_What is expected_.
Each line that includes "with" counts once; give the total and nothing besides.

_Data shown_.

— BEGIN —

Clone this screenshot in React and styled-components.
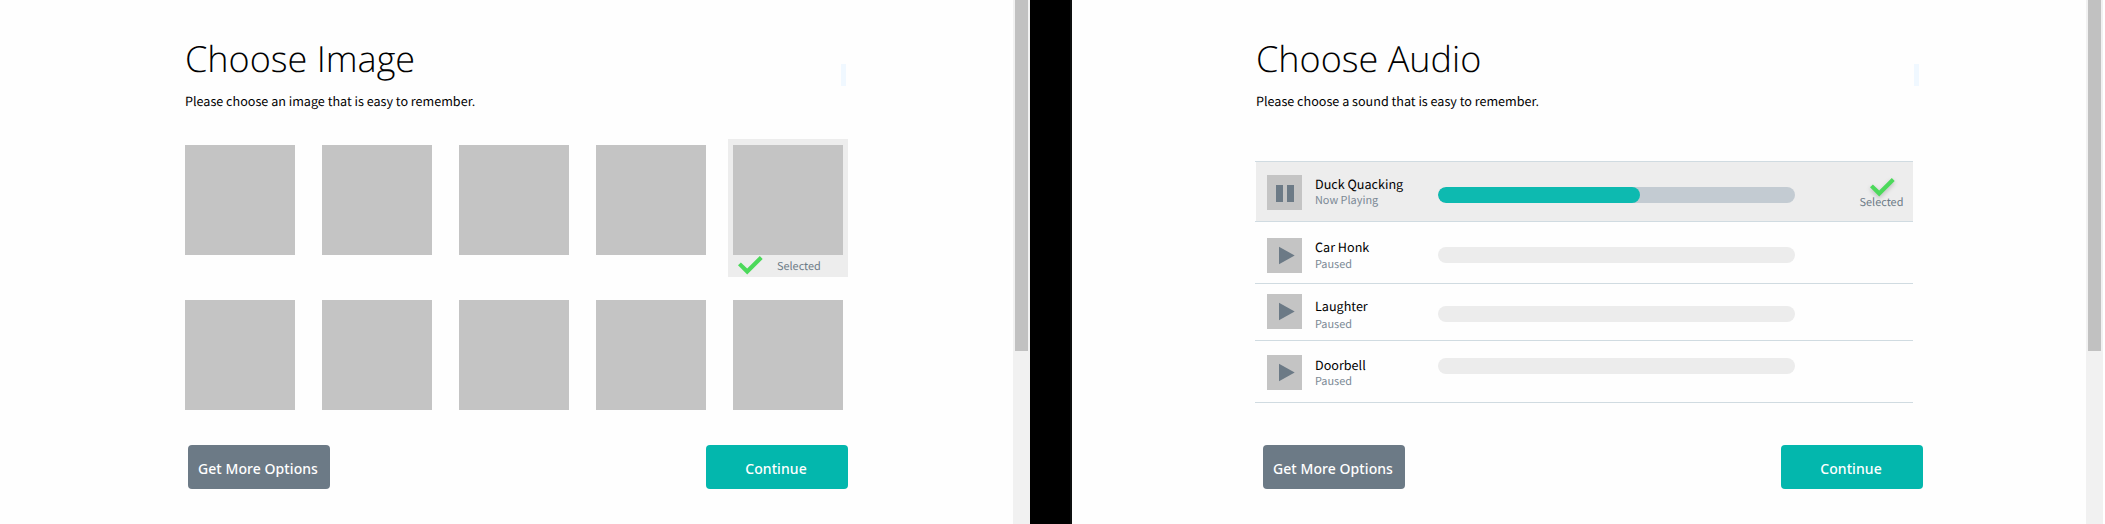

— END —
— BEGIN —

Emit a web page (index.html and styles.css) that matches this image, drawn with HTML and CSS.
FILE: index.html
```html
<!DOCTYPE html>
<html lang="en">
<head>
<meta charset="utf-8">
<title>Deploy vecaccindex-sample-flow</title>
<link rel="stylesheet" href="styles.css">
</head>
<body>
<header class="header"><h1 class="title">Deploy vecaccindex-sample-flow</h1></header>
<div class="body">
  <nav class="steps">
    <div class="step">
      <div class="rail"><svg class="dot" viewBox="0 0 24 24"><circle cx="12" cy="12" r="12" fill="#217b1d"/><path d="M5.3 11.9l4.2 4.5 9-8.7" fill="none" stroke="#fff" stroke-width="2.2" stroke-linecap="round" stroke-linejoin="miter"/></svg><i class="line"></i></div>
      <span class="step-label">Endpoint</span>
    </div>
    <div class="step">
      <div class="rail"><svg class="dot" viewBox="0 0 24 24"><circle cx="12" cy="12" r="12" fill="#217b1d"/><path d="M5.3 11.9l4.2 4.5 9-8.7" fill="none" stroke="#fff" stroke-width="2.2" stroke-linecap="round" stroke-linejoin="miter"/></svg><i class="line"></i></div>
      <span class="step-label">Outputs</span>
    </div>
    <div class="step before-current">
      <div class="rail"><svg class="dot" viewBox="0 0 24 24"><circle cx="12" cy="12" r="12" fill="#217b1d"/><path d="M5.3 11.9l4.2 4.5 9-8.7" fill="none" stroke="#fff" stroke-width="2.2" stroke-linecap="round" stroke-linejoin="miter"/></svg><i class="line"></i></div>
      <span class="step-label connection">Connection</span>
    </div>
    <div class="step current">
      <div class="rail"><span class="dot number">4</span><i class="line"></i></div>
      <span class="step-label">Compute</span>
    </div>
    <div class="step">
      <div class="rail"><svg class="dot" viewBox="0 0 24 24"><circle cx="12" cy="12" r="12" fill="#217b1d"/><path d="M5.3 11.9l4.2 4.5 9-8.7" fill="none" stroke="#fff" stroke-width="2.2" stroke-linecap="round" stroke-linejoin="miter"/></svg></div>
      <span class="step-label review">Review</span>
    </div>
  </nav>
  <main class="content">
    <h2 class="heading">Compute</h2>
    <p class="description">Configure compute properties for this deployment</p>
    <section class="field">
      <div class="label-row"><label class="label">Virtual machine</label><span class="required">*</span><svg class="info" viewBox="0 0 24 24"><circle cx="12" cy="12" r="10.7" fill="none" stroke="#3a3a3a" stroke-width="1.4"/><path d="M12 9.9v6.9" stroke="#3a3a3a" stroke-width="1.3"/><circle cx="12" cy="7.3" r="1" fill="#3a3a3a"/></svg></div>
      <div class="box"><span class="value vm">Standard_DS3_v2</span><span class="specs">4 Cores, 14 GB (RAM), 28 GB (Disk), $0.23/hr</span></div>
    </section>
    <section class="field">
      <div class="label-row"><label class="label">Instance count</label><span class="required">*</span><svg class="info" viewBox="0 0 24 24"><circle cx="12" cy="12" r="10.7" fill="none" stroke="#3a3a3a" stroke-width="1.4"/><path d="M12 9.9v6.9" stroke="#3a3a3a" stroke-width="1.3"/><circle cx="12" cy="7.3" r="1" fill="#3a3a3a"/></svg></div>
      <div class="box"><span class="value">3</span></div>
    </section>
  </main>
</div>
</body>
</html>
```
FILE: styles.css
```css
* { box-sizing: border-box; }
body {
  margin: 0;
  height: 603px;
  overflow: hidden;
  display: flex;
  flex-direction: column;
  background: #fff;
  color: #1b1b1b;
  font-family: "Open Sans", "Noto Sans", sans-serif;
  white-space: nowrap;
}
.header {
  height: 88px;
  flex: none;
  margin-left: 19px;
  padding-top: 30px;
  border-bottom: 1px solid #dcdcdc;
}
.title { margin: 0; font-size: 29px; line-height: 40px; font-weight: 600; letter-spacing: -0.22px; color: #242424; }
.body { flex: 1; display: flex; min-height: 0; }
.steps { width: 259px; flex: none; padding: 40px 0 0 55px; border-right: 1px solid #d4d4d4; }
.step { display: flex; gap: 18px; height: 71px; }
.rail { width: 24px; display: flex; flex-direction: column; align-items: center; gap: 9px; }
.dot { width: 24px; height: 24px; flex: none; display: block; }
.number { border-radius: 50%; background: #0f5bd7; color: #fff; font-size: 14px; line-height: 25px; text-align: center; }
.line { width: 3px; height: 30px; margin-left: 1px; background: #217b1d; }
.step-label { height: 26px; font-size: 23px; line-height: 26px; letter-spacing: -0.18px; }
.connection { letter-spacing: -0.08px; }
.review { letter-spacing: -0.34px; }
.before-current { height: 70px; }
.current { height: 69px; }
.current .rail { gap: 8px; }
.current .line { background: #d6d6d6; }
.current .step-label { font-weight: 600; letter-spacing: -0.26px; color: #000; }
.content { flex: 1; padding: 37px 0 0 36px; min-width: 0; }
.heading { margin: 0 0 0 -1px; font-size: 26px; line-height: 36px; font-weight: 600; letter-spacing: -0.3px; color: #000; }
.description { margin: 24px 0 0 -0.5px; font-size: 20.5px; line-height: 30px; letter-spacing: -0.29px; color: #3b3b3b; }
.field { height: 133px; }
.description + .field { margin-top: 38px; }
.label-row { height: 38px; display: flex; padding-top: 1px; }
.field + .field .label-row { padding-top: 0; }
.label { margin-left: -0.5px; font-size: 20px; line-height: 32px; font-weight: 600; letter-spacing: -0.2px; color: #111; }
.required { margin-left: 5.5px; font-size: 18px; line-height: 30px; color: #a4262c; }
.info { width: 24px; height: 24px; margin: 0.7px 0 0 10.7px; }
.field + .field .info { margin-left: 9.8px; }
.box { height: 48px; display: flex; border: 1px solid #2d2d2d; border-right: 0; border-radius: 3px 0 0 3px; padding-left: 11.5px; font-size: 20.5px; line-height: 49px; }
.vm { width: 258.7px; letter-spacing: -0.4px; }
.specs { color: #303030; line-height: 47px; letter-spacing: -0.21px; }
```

— END —
— BEGIN —

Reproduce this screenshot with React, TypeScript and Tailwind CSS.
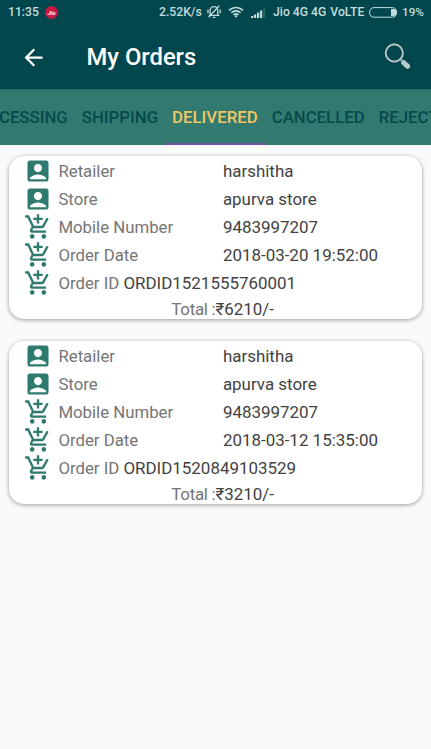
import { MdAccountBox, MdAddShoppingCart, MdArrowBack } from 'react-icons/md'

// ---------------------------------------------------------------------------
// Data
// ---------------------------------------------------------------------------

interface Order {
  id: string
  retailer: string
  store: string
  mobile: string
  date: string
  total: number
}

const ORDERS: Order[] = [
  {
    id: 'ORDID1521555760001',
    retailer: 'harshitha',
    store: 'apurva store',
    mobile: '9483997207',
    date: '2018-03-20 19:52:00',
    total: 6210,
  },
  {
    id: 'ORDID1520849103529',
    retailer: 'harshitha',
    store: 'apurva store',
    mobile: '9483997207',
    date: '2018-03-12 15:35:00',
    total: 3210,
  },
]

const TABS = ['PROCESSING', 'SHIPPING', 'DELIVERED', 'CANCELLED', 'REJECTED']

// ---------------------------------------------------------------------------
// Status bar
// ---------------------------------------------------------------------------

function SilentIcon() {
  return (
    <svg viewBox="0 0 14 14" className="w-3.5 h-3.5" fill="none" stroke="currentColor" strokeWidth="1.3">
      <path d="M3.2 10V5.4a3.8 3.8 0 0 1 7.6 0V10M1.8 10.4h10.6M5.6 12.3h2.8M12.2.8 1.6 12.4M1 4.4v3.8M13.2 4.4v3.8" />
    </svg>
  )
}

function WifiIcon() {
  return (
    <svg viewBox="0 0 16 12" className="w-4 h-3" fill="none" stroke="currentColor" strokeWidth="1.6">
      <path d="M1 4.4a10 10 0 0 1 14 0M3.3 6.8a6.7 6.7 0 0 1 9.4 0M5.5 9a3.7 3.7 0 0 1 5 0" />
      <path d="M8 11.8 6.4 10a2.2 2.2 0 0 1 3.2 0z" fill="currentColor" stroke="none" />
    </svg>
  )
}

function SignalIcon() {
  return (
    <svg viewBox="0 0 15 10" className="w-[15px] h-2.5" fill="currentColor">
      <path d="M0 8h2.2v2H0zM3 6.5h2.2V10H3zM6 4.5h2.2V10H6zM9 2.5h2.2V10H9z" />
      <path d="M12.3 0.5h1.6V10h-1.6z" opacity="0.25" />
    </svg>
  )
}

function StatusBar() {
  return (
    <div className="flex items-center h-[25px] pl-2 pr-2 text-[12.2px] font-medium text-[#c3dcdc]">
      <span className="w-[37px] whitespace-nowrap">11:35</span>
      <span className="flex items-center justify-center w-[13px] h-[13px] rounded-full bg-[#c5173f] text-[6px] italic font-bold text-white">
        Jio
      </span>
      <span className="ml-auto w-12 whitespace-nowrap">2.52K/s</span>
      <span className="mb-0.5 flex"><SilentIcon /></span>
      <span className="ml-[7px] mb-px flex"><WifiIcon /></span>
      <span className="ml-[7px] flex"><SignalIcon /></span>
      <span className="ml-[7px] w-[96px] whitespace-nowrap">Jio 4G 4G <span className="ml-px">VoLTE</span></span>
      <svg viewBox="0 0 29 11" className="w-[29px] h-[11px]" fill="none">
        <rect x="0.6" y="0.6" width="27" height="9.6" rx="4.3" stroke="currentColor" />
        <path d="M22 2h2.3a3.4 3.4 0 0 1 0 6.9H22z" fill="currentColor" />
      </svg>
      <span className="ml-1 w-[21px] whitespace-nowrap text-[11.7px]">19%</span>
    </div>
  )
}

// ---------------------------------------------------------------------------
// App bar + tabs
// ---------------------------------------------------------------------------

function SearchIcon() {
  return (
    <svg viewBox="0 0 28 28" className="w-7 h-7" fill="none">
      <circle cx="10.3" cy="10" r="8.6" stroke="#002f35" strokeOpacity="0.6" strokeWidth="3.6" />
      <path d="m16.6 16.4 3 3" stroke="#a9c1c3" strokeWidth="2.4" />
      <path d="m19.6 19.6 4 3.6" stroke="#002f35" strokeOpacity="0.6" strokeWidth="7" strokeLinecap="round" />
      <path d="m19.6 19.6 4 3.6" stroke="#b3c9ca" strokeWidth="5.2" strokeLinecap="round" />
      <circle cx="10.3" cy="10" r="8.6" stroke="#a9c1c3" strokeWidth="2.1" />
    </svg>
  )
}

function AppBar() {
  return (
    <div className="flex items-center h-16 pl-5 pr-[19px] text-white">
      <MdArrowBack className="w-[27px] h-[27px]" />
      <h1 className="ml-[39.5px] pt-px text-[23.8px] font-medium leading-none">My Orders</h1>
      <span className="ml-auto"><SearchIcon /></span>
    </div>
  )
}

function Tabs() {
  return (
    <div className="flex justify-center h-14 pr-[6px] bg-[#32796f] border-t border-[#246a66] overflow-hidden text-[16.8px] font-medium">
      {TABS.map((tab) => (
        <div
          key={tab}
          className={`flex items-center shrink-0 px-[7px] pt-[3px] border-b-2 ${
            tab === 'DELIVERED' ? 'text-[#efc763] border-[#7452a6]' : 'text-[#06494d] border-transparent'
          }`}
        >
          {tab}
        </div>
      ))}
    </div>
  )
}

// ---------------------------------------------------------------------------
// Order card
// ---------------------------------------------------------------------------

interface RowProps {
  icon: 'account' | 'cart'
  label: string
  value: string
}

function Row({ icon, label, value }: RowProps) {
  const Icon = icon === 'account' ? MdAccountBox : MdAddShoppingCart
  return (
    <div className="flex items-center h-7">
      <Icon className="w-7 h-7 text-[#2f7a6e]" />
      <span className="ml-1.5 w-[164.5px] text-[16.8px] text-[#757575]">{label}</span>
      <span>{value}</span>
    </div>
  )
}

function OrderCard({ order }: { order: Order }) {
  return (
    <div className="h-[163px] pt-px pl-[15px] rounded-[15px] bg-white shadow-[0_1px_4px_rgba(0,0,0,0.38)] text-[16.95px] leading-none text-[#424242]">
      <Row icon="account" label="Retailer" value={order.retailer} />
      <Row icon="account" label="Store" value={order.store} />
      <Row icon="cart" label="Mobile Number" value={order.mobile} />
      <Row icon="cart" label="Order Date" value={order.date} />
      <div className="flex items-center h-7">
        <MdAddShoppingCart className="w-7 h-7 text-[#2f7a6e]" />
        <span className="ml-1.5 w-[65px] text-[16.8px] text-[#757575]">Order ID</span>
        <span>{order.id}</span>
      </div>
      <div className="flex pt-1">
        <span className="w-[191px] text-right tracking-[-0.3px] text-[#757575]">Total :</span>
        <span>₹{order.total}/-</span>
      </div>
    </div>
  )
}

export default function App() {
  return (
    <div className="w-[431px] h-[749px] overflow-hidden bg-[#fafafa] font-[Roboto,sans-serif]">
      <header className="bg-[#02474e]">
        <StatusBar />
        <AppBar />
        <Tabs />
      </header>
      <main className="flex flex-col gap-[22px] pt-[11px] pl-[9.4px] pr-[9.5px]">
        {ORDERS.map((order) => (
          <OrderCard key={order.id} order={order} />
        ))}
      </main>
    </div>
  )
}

— END —

_Problem solution_.
2